Era sempre sembrato baldanzoso, fino al processo dello scorso anno, alle cui udienze si presentava accompagnato da uno stuolo di costosi avvocati (le parcelle complessive sue e di Abramovich arrivavano a 1 milione di sterline al giorno) e di guardie del corpo (exmembri della Legione straniera francese). Nonostante la sconfitta in tribunale, gli veniva ancora attribuito un patrimonio di centinaia di milioni. Il costo delle spese legali e processuali, debiti risultati da business andati male, un oneroso divorzio, hanno forse contribuito a portarlo alla depressione. Ma deve avere pesato anche lo scotto di avere perso l’ultima battaglia, l’umiliazione pubblica da parte della magistratura britannica.

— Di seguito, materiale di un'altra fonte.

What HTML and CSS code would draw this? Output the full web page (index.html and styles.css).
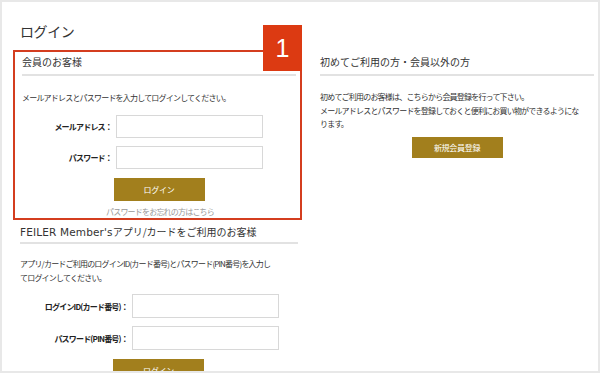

Di origine ebraica e matematico di professione, Berezovskij si era arricchito nella privatizzazione selvaggia e corrotta dei primi anni di post-comunismo in Russia: un’azienda automobilistica, una rete televisiva, società petrolifere, aveva le mani dappertutto. Si era legato a Boris Eltsin, il successore di Gorbaciov, finanziandone la prima campagna elettorale e poi come socio d’affari della figlia del presidente russo, Tatjana. Chiamato al governo come segretario del consiglio di sicurezza del Cremlino, negoziò la pace dopo la prima guerra in Cecenia; ed era stato lui ad appoggiare Putin come erede di Eltsin. Ma la rottura con Putin, ufficialmente per dissensi politici, gli aveva fatto perdere tutto: il potere, le amicizie, il petrolio. Così era scappato a Londra, la “Mosca-sul-Tamigi” dei ricchi emigrati russi, portandosi dietro i milioni trafugati all’estero e una corte di sostenitori, tra cui quel Litvinenko poi misteriosamente assassinato con il polonio radioattivo in una tazza di tè in un albergo della capitale britannica. Lo ricordo a Mosca a fine anni ‘90, Berezovskij, alla festa per lanciare l’edizione russa di
Newsweek
di cui era comproprietario, tra donne fatali, caviale e champagne: sembrava padrone del mondo. Accorgersi di non essere più padrone di niente, nemmeno del “Red Lenin” firmato Warhol, potrebbe essere stata un’onta insopportabile per l’ex-Padrino del Cremlino.